Di Giorgio Aimetti
26 novembre 2014
Ricordo Gabriele Vercelli con l'amicizia che ci legava da più di 40 anni, uniti nella vicenda piemontese della Dc e in particolare nell'impegno tra i sostenitori di Carlo Donat-Cattin. Proveniva dall'associazionismo cattolico, aveva svolto una intensa attività sindacale, aveva militato nella Democrazia Cristiana. Nella seconda repubblica aveva aderito al Partito Popolare.
Tra i fondatori della CISL astigiana, dipendente della Wayassauto, era stato dirigente provinciale dei metalmeccanici nel suo sindacato. E al mondo del lavoro era sempre rimasto legato in modo profondo anche quando, impegnandosi maggiormente nella Democrazia Cristiana era diventato consigliere comunale e poi assessore e vicesindaco di Asti.
Il suo impegno politico non si esauriva nel ruolo di amministratore locale. Era diventato anche il leader astigiano della sinistra sociale della Democrazia Cristiana; di quella corrente di “Forze Nuove”, impegnata a far sì che nella Dc venisse adeguatamente rappresentato il mondo del lavoro.

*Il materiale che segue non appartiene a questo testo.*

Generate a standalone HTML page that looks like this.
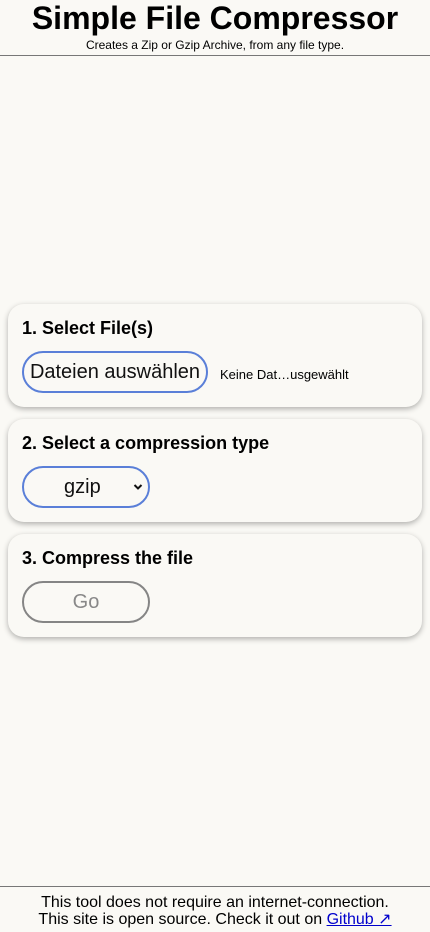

La sintonia politica, con lui, era spontanea. La sua passione politica mi è indimenticabile fin dai giorni della campagna elettorale (quella del 1972) allorché insieme sostenemmo Francesco Sobrero, che venne eletto con pochi voti di preferenza in più (una quartantina su 27 mila) di quelli ottenuti dal primo degli esclusi. Gabriele, l'avevo rivisto ancora di recente: ricordando quel momento aveva rinnovato le sensazioni che avevano accompagnato le settimane che avevano preceduto la proclamazione del risultato finale, con l'alternarsi di voci, timori e speranze, sfociati infine nella soddisfazione che eravamo stati tutti decisivi per la buona riuscita della candidatura.